Begin Rows

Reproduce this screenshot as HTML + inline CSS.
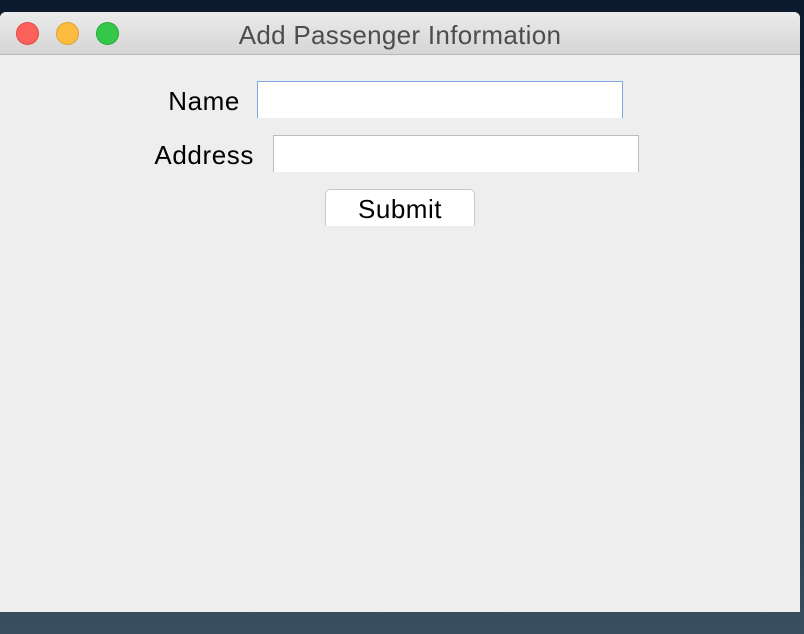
<!DOCTYPE html>
<html><head><style>
body{margin:0;width:804px;height:634px;overflow:hidden;background:linear-gradient(#0b1a2c,#1c3042 60%,#3a5060);position:relative;font-family:"Liberation Sans",sans-serif}
.win{position:absolute;left:0;top:12px;width:800px;height:600px;background:#eeeeee;border-radius:6px 6px 0 0;overflow:hidden}
.tb{height:42px;background:linear-gradient(#ebebeb,#d5d5d5);border-bottom:1px solid #b8b8b8;position:relative}
.dot{position:absolute;top:10px;width:23px;height:23px;border-radius:50%;box-sizing:border-box}
.t{position:absolute;left:0;width:800px;text-align:center;top:8px;font-size:26px;letter-spacing:0.3px;color:#4d4d4d}
.lbl{position:absolute;font-size:26px;letter-spacing:0.6px;color:#000;text-align:right;width:200px}
.f{position:absolute;background:#fff;box-sizing:border-box;height:37px;width:366px}
.bt{position:absolute;left:325px;top:189px;width:150px;height:37px;background:#fff;border:1px solid #c8c8c8;border-bottom:none;border-radius:5px 5px 0 0;box-sizing:border-box;text-align:center;font-size:26px;letter-spacing:0.5px;line-height:38px}
</style></head><body>
<div class="win">
<div class="tb">
<div class="dot" style="left:16px;background:#fc605b;border:1px solid #de4a44"></div>
<div class="dot" style="left:56px;background:#fdbc40;border:1px solid #dea234"></div>
<div class="dot" style="left:96px;background:#34c84a;border:1px solid #27aa35"></div>
<div class="t">Add Passenger Information</div>
</div>
</div>
<div class="lbl" style="left:40px;top:86px">Name</div>
<div class="f" style="left:257px;top:81px;border:1px solid #7fa9e0;border-bottom:none"></div>
<div class="lbl" style="left:54px;top:140px">Address</div>
<div class="f" style="left:273px;top:135px;border:1px solid #bdbdbd;border-bottom:none"></div>
<div class="bt">Submit</div>
</body></html>
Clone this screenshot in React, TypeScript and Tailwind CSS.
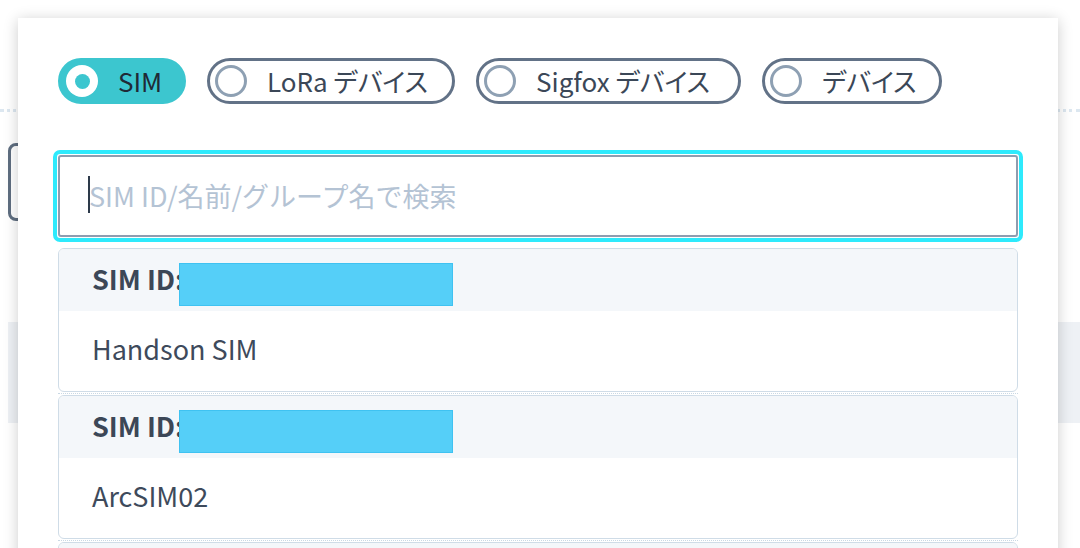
import React from 'react';

const font = "font-['Noto_Sans_CJK_JP','Noto_Sans',sans-serif]";

interface PillProps {
  label: string;
  checked?: boolean;
  width: string;
}

const Pill: React.FC<PillProps> = ({ label, checked, width }) => {
  return (
    <div
      className={`flex h-[46px] items-center rounded-full border-[3px] pl-[5px] ${width} ${
        checked ? 'border-[#3cc6cf] bg-[#3cc6cf]' : 'border-[#627287] bg-white'
      }`}
    >
      {checked ? (
        <span className="flex h-[32px] w-[32px] shrink-0 items-center justify-center rounded-full bg-white">
          <span className="h-[15px] w-[15px] rounded-full bg-[#3cc6cf]" />
        </span>
      ) : (
        <span className="h-[32px] w-[32px] shrink-0 rounded-full border-[3px] border-[#8ea0b3]" />
      )}
      <span
        className={`ml-[20px] whitespace-nowrap text-[26px] leading-none [font-feature-settings:'palt'] ${
          checked ? 'text-[#1f2a36]' : 'text-[#3b4757]'
        }`}
      >
        {label}
      </span>
    </div>
  );
};

// name === null renders the card that is cut off at the bottom edge
const SimCard: React.FC<{ name: string | null }> = ({ name }) => {
  return (
    <div className="h-[144px] shrink-0 overflow-hidden rounded-[6px] border border-[#cfdce7] bg-white">
      <div className="flex h-[62px] items-center bg-[#f4f7fa] pb-[3px] pl-[33px]">
        {name !== null && (
          <>
            <span className="text-[27px] font-bold leading-none text-[#3c4757]">SIM ID:</span>
            <span className="-ml-[5px] mt-[12px] h-[43px] w-[274px] border border-[#3fc2f1] bg-[#55cff8]" />
          </>
        )}
      </div>
      <div className="flex h-[80px] items-center pb-[5px] pl-[33px]">
        {name !== null && <span className="text-[27px] leading-none text-[#3e4a5b]">{name}</span>}
      </div>
    </div>
  );
};

const Divider: React.FC = () => (
  <div className="flex h-[3px] shrink-0 items-center">
    <div className="w-full border-t border-dotted border-[#c9d8e4]" />
  </div>
);

export default function App() {
  return (
    <div className={`relative h-[548px] w-[1080px] overflow-hidden bg-white ${font}`}>
      {/* page behind the dialog */}
      <div className="flex flex-col">
        <div className="mt-[109px] border-t-[3px] border-dotted border-[#dce7f0]" />
        <div className="ml-[8px] mt-[31px] h-[78px] w-[600px] rounded-[8px] border-[3px] border-[#5f6e80]" />
        <div className="ml-[8px] mt-[101px] h-[101px] bg-[#eef1f5]" />
      </div>

      {/* dialog */}
      <div className="absolute left-[18px] top-[18px] h-[560px] w-[1040px] bg-white px-[40px] pt-[40px] shadow-[0_2px_14px_rgba(0,0,0,0.2)]">
        <div className="flex gap-[21px]">
          <Pill label="SIM" checked width="w-[128px]" />
          <Pill label="LoRa デバイス" width="w-[248px]" />
          <Pill label="Sigfox デバイス" width="w-[265px]" />
          <Pill label="デバイス" width="w-[180px]" />
        </div>

        <div className="-mx-[5px] mt-[46px] rounded-[7px] border-4 border-[#2eeafc] p-px">
          <div className="relative flex h-[82px] items-center rounded-[3px] border-2 border-[#8e9db0] bg-white pl-[29px]">
            <span className="absolute left-[28px] top-[19px] h-[37px] w-[2px] bg-[#2d3a4a]" />
            <input
              className="w-full bg-transparent text-[27px] text-[#3e4a5b] outline-none placeholder:text-[#b4c3d4]"
              placeholder="SIM ID/名前/グループ名で検索"
            />
          </div>
        </div>

        <div className="mt-[6px] flex flex-col">
          <SimCard name="Handson SIM" />
          <Divider />
          <SimCard name="ArcSIM02" />
          <Divider />
          <SimCard name={null} />
        </div>
      </div>
    </div>
  );
}
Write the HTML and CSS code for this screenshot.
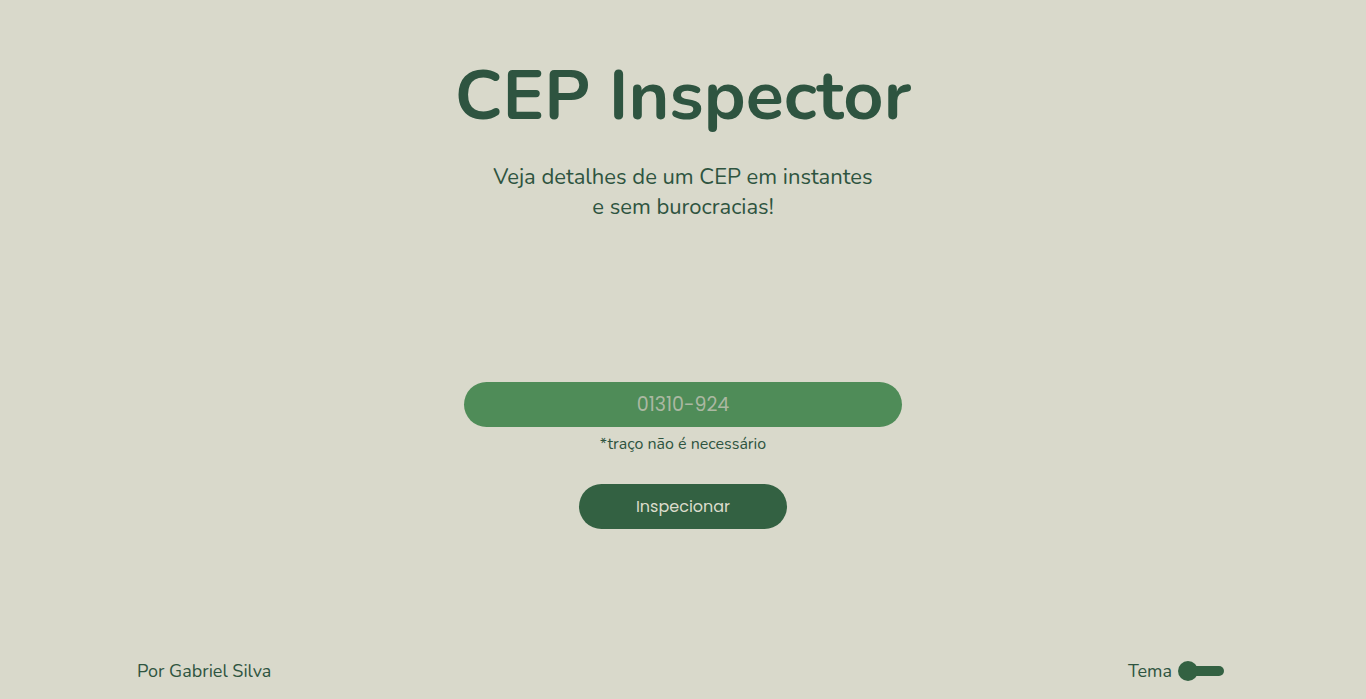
FILE: index.html
```html
<!DOCTYPE html>
<html lang="pt-BR">
<head>
<meta charset="utf-8">
<title>CEP Inspector</title>
<link rel="stylesheet" href="styles.css">
</head>
<body>
<div class="page">
  <main class="main">
    <header class="hero">
      <h1 class="title">CEP Inspector</h1>
      <p class="subtitle">Veja detalhes de um CEP em instantes<br>e sem burocracias!</p>
    </header>
    <form class="form">
      <input class="cep-input" type="text" placeholder="01310-924">
      <span class="hint">*traço não é necessário</span>
      <button class="btn" type="button">Inspecionar</button>
    </form>
  </main>
  <footer class="footer">
    <span class="author">Por Gabriel Silva</span>
    <div class="theme">
      <span class="theme-label">Tema</span>
      <span class="toggle"><span class="knob"></span></span>
    </div>
  </footer>
</div>
</body>
</html>
```

FILE: styles.css
```css
* { box-sizing: border-box; }
html, body { margin: 0; padding: 0; }
body {
  background: #d9d9cb;
  color: #2e5440;
  font-family: "Nunito", "Lato", "Open Sans", sans-serif;
}
.page {
  height: 699px;
  display: flex;
  flex-direction: column;
}
.main {
  flex: 1;
  display: flex;
  flex-direction: column;
  align-items: center;
}
.hero {
  display: flex;
  flex-direction: column;
  align-items: center;
  padding-top: 56px;
}
.title {
  margin: 0;
  font-size: 70px;
  line-height: 80px;
  font-weight: 700;
  color: #2e5440;
}
.subtitle {
  margin: 26px 0 0;
  font-size: 22px;
  line-height: 30px;
  text-align: center;
  color: #2e5440;
}
.form {
  margin-top: 160px;
  display: flex;
  flex-direction: column;
  align-items: center;
}
.cep-input {
  width: 438px;
  height: 45px;
  border: none;
  border-radius: 23px;
  background: #4f8c58;
  text-align: center;
  font-family: "Poppins", "Inter", "Open Sans", sans-serif;
  font-size: 19px;
  color: #e6e6da;
  outline: none;
}
.cep-input::placeholder { color: #abb8a2; }
.hint {
  margin-top: 7px;
  font-size: 16px;
  line-height: 21px;
  color: #2e5440;
}
.btn {
  margin-top: 29px;
  width: 208px;
  height: 45px;
  border: none;
  border-radius: 23px;
  background: #336142;
  color: #dcdccc;
  font-family: "Poppins", "Inter", "Open Sans", sans-serif;
  font-size: 16px;
}
.footer {
  display: flex;
  justify-content: space-between;
  align-items: center;
  padding: 0 142px 16px 137px;
  font-size: 18px;
  color: #2e5440;
}
.theme {
  display: flex;
  align-items: center;
  gap: 6px;
}
.toggle {
  position: relative;
  display: block;
  width: 46px;
  height: 20px;
}
.toggle::before {
  content: "";
  position: absolute;
  left: 8px;
  right: 0;
  top: 5px;
  height: 10px;
  border-radius: 5px;
  background: #336142;
}
.knob {
  position: absolute;
  left: 0;
  top: 0;
  width: 20px;
  height: 20px;
  border-radius: 50%;
  background: #336142;
}
```
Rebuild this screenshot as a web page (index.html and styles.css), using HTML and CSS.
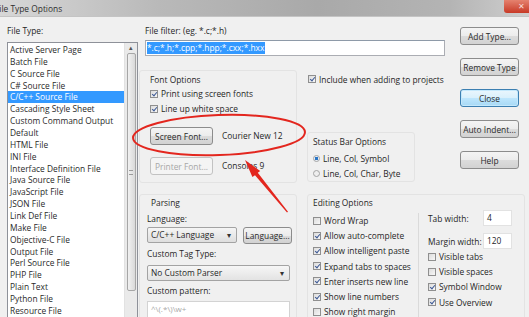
FILE: index.html
```html
<!DOCTYPE html>
<html>
<head>
    <title>File Type Options</title>
    <link rel="stylesheet" href="styles.css">
</head>
<body>
    <div class="titlebar">
        <span class="title">File Type Options</span>
        <span class="close">&#x2715;</span>
    </div>
    <div class="dialog">
        <div class="types">
            <div class="label">File Type:</div>
            <div class="listbox">
                <ul class="items">
                    <li>Active Server Page</li>
                    <li>Batch File</li>
                    <li>C Source File</li>
                    <li>C# Source File</li>
                    <li class="selected">C/C++ Source File</li>
                    <li>Cascading Style Sheet</li>
                    <li>Custom Command Output</li>
                    <li>Default</li>
                    <li>HTML File</li>
                    <li>INI File</li>
                    <li>Interface Definition File</li>
                    <li>Java Source File</li>
                    <li>JavaScript File</li>
                    <li>JSON File</li>
                    <li>Link Def File</li>
                    <li>Make File</li>
                    <li>Objective-C File</li>
                    <li>Output File</li>
                    <li>Perl Source File</li>
                    <li>PHP File</li>
                    <li>Plain Text</li>
                    <li>Python File</li>
                    <li>Resource File</li>
                </ul>
                <div class="vscroll">
                    <span class="up">&#x25B4;</span>
                    <div class="thumb"><span class="grip"></span></div>
                </div>
            </div>
        </div>

        <div class="content">
            <div class="filter">
                <div class="label">File filter: (eg. *.c;*.h)</div>
                <div class="textbox"><span class="sel">*.c;*.h;*.cpp;*.hpp;*.cxx;*.hxx</span></div>
            </div>

            <div class="buttons">
                <button class="btn">Add Type...</button>
                <button class="btn">Remove Type</button>
                <button class="btn default">Close</button>
                <button class="btn">Auto Indent...</button>
                <button class="btn">Help</button>
            </div>

            <div class="panel font-panel">
                <div class="heading">Font Options</div>
                <div class="check"><span class="cb on"></span>Print using screen fonts</div>
                <div class="check"><span class="cb on"></span>Line up white space</div>
                <div class="font-row first">
                    <button class="btn small">Screen Font...</button>
                    <span>Courier New 12</span>
                </div>
                <div class="font-row">
                    <button class="btn small" disabled>Printer Font...</button>
                    <span>Consolas 9</span>
                </div>
            </div>

            <div class="middle">
                <div class="check include"><span class="cb on"></span>Include when adding to projects</div>
                <div class="panel status-panel">
                    <div class="heading">Status Bar Options</div>
                    <div class="check"><span class="rb on"></span>Line, Col, Symbol</div>
                    <div class="check"><span class="rb"></span>Line, Col, Char, Byte</div>
                </div>
            </div>

            <div class="panel parse-panel">
                <div class="heading">Parsing</div>
                <div class="field-label">Language:</div>
                <div class="lang-row">
                    <div class="combo lang">C/C++ Language<span class="drop">&#x25BE;</span></div>
                    <button class="btn lang-btn">Language...</button>
                </div>
                <div class="field-label">Custom Tag Type:</div>
                <div class="combo wide">No Custom Parser<span class="drop">&#x25BE;</span></div>
                <div class="field-label">Custom pattern:</div>
                <div class="textbox pattern">^\(.*\)\w+</div>
            </div>

            <div class="panel edit-panel">
                <div class="heading">Editing Options</div>
                <div class="edit-cols">
                    <div class="edit-left">
                        <div class="check"><span class="cb"></span>Word Wrap</div>
                        <div class="check"><span class="cb on"></span>Allow auto-complete</div>
                        <div class="check"><span class="cb on"></span>Allow intelligent paste</div>
                        <div class="check"><span class="cb on"></span>Expand tabs to spaces</div>
                        <div class="check"><span class="cb on"></span>Enter inserts new line</div>
                        <div class="check"><span class="cb on"></span>Show line numbers</div>
                        <div class="check"><span class="cb"></span>Show right margin</div>
                    </div>
                    <div class="edit-right">
                        <div class="num-row tab"><span>Tab width:</span><span class="num">4</span></div>
                        <div class="num-row"><span>Margin width:</span><span class="num">120</span></div>
                        <div class="check"><span class="cb"></span>Visible tabs</div>
                        <div class="check"><span class="cb"></span>Visible spaces</div>
                        <div class="check"><span class="cb on"></span>Symbol Window</div>
                        <div class="check"><span class="cb on"></span>Use Overview</div>
                    </div>
                </div>
            </div>
        </div>
    </div>

    <!-- red annotation drawn over the dialog -->
    <svg class="markup" width="529" height="317" viewBox="0 0 529 317">
        <ellipse cx="219" cy="135" rx="86" ry="20" transform="rotate(-2 219 135)" fill="none" stroke="#e3261e" stroke-width="2"/>
        <polygon points="245,160 252.4,177.1 255,175.2 287,212.5 288,211.8 257.8,172.8 260.2,170.9" fill="#e3261e"/>
    </svg>
</body>
</html>
```

FILE: styles.css
```css
body {
    margin: 0;
    width: 529px;
    height: 317px;
    overflow: hidden;
    background: #f0f0f0;
    font-family: "Open Sans", "Liberation Sans", sans-serif;
    font-size: 8.4px;
    color: #262626;
    position: relative;
}
.titlebar {
    height: 17px;
    display: flex;
    align-items: center;
    justify-content: space-between;
    background: linear-gradient(90deg, #d7d7d7 0%, #b9b9b9 30%, #a9a9a9 60%, #b4b4b4 85%, #cfcfcf 100%);
    border-bottom: 1px solid #c4c4c4;
    box-sizing: border-box;
}
.title {
    margin-left: -5px;
    color: #2e2e2e;
}
.close {
    align-self: flex-start;
    width: 25px;
    height: 13px;
    background: linear-gradient(#e5826f, #c83a27);
    color: #f6dcd6;
    font-size: 8px;
    text-align: right;
    padding-right: 4px;
    box-sizing: border-box;
    line-height: 12px;
    border-bottom-left-radius: 3px;
}
.dialog {
    display: flex;
    padding: 7px 0 0 7px;
}
.label {
    height: 14px;
    line-height: 14px;
}
.types {
    width: 131px;
}
.types .label {
    margin-bottom: 4px;
}
.listbox {
    height: 300px;
    border: 1px solid #8e9199;
    background: #fff;
    display: flex;
    box-sizing: border-box;
}
.items {
    list-style: none;
    margin: 0;
    padding: 1px 0 0 0;
    flex: 1;
}
.items li {
    height: 11.86px;
    line-height: 11.86px;
    padding-left: 2px;
    white-space: nowrap;
    color: #2a2a2a;
}
.items li.selected {
    background: #3399ff;
    color: #fff;
}
.vscroll {
    width: 12px;
    background: #eaeaea;
    border-left: 1px solid #e2e2e2;
    display: flex;
    flex-direction: column;
    align-items: center;
}
.up {
    font-size: 7px;
    line-height: 10px;
    color: #555;
}
.thumb {
    width: 9px;
    height: 238px;
    border: 1px solid #a6a6a6;
    border-radius: 2px;
    background: linear-gradient(90deg, #f1f1f1, #d9d9d9);
    box-sizing: border-box;
    display: flex;
    align-items: center;
    justify-content: center;
}
.grip {
    width: 4px;
    height: 5px;
    border-top: 1px solid #9a9a9a;
    border-bottom: 1px solid #9a9a9a;
    box-sizing: border-box;
}
.content {
    margin-left: 1px;
    display: grid;
    grid-template-columns: 158px 10px 138px 15px 59px;
    grid-template-rows: 46px 123px auto;
}
.filter {
    grid-column: 1 / 4;
    grid-row: 1;
    padding-left: 6px;
}
.textbox {
    height: 16px;
    margin-top: 2px;
    background: #fff;
    border: 1px solid #abadb3;
    border-top-color: #8e9aa8;
    box-sizing: border-box;
    padding: 1px 1px;
    line-height: 12px;
    white-space: nowrap;
    overflow: hidden;
}
.sel {
    background: #3399ff;
    color: #fff;
    display: inline-block;
    padding-right: 1px;
}
.buttons {
    grid-column: 5;
    grid-row: 1 / 3;
    display: flex;
    flex-direction: column;
    gap: 13px;
    padding-top: 3px;
}
.btn {
    font-family: inherit;
    font-size: 8.4px;
    color: #2a2a2a;
    height: 18px;
    padding: 0;
    border: 1px solid #8c8c8c;
    border-radius: 3px;
    background: linear-gradient(#f4f4f4 0%, #ececec 50%, #dcdcdc 51%, #d2d2d2 100%);
}
.btn.default {
    border-color: #3c7fb1;
    background: linear-gradient(#eaf6fd 0%, #d9f0fc 50%, #bee6fd 51%, #a7d9f5 100%);
    box-shadow: inset 0 0 0 1px #c4e8fc;
}
.btn:disabled {
    color: #a7a7a7;
    border-color: #c2c2c2;
    background: #f4f4f4;
}
.panel {
    border: 1px solid #e3e3e3;
    border-radius: 3px;
    box-sizing: border-box;
}
.heading {
    height: 12px;
    line-height: 12px;
}
.check {
    display: flex;
    align-items: center;
    white-space: nowrap;
}
.cb {
    width: 8px;
    height: 8px;
    border: 1px solid #8f8f8f;
    background: linear-gradient(135deg, #dcdcdc, #f7f7f7);
    box-sizing: border-box;
    margin-right: 3px;
    position: relative;
    flex: none;
}
.cb.on::after {
    content: "";
    position: absolute;
    left: 2px;
    top: 0px;
    width: 2px;
    height: 4px;
    border-right: 1.4px solid #3d5a96;
    border-bottom: 1.4px solid #3d5a96;
    transform: rotate(40deg);
}
.rb {
    width: 7px;
    height: 7px;
    border: 1px solid #a4a4a4;
    border-radius: 50%;
    background: #eeeeee;
    margin-right: 3px;
    box-sizing: border-box;
    flex: none;
}
.rb.on {
    background: radial-gradient(circle, #2a76c6 0 45%, #e8eef5 55%);
}
.font-panel {
    grid-column: 1;
    grid-row: 2;
    height: 113px;
    padding: 3px 0 0 10px;
}
.font-panel .check {
    height: 15px;
}
.font-panel .check:first-of-type {
    margin-top: 4px;
}
.font-row {
    display: flex;
    align-items: center;
    gap: 9px;
    margin-top: 12px;
}
.font-row span {
    margin-top: -1px;
}
.font-row.first {
    margin-top: 11px;
}
.btn.small {
    width: 63px;
}
.middle {
    grid-column: 3;
    grid-row: 2;
}
.include {
    height: 12px;
    margin-top: 3px;
    margin-left: 1px;
}
.status-panel {
    width: 108px;
    height: 50px;
    margin-top: 47px;
    padding: 3px 0 0 5px;
}
.status-panel .check {
    height: 15px;
}
.status-panel .heading {
    margin-bottom: 3px;
}
.parse-panel {
    grid-column: 1;
    grid-row: 3;
    height: 140px;
    margin-top: 1px;
    padding: 2px 0 0 7px;
}
.parse-panel .heading {
    padding-left: 4px;
}
.field-label {
    height: 12px;
    line-height: 12px;
    margin-top: 4px;
}
.lang-row {
    display: flex;
    gap: 6px;
    margin-top: 2px;
}
.combo {
    height: 16px;
    line-height: 14px;
    border: 1px solid #a3a3a3;
    border-radius: 2px;
    background: linear-gradient(#f5f5f5, #dedede);
    box-sizing: border-box;
    padding-left: 3px;
    display: flex;
    justify-content: space-between;
}
.combo.lang {
    width: 90px;
}
.combo.wide {
    width: 143px;
    margin-top: 5px;
    background: linear-gradient(#f6f6f6, #e3e3e3);
}
.drop {
    font-size: 8px;
    padding-right: 5px;
    color: #333;
}
.lang-btn {
    width: 49px;
    height: 17px;
}
.pattern {
    width: 143px;
    height: 18px;
    margin-top: 4px;
    color: #a8a8a8;
    padding-left: 3px;
    font-size: 8px;
    border-color: #d3d3d3;
}
.edit-panel {
    grid-column: 3 / 6;
    grid-row: 3;
    margin-top: 1px;
    height: 130px;
    margin-right: -6px;
    padding: 2px 0 0 5px;
}
.edit-cols {
    display: flex;
    margin-top: 4px;
}
.edit-left {
    width: 105px;
    border-right: 1px solid #dadada;
}
.edit-left .check,
.edit-right .check {
    height: 15.2px;
}
.edit-right {
    padding-left: 9px;
    margin-top: -3px;
    flex: 1;
}
.num-row {
    display: flex;
    align-items: center;
    height: 16px;
    white-space: nowrap;
}
.num-row.tab {
    margin-bottom: 7px;
}
.num {
    flex: none;
    width: 29px;
    height: 16px;
    line-height: 14px;
    margin-left: auto;
    margin-right: 12px;
    background: #fff;
    border: 1px solid #e2e2e2;
    box-sizing: border-box;
    padding-left: 3px;
}
.edit-right .check:first-of-type {
    margin-top: 10px;
}
.markup {
    position: absolute;
    left: 0;
    top: 0;
    pointer-events: none;
}
```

End Rows

▸ What you are asked to do
Your task is to pick out every line with the string "styles" and copy it.

▸ Task result
<link rel="stylesheet" href="styles.css">
FILE: styles.css
Rebuild this screenshot as a web page (index.html and styles.css), using HTML and CSS.
    <link rel="stylesheet" href="styles.css">
FILE: styles.css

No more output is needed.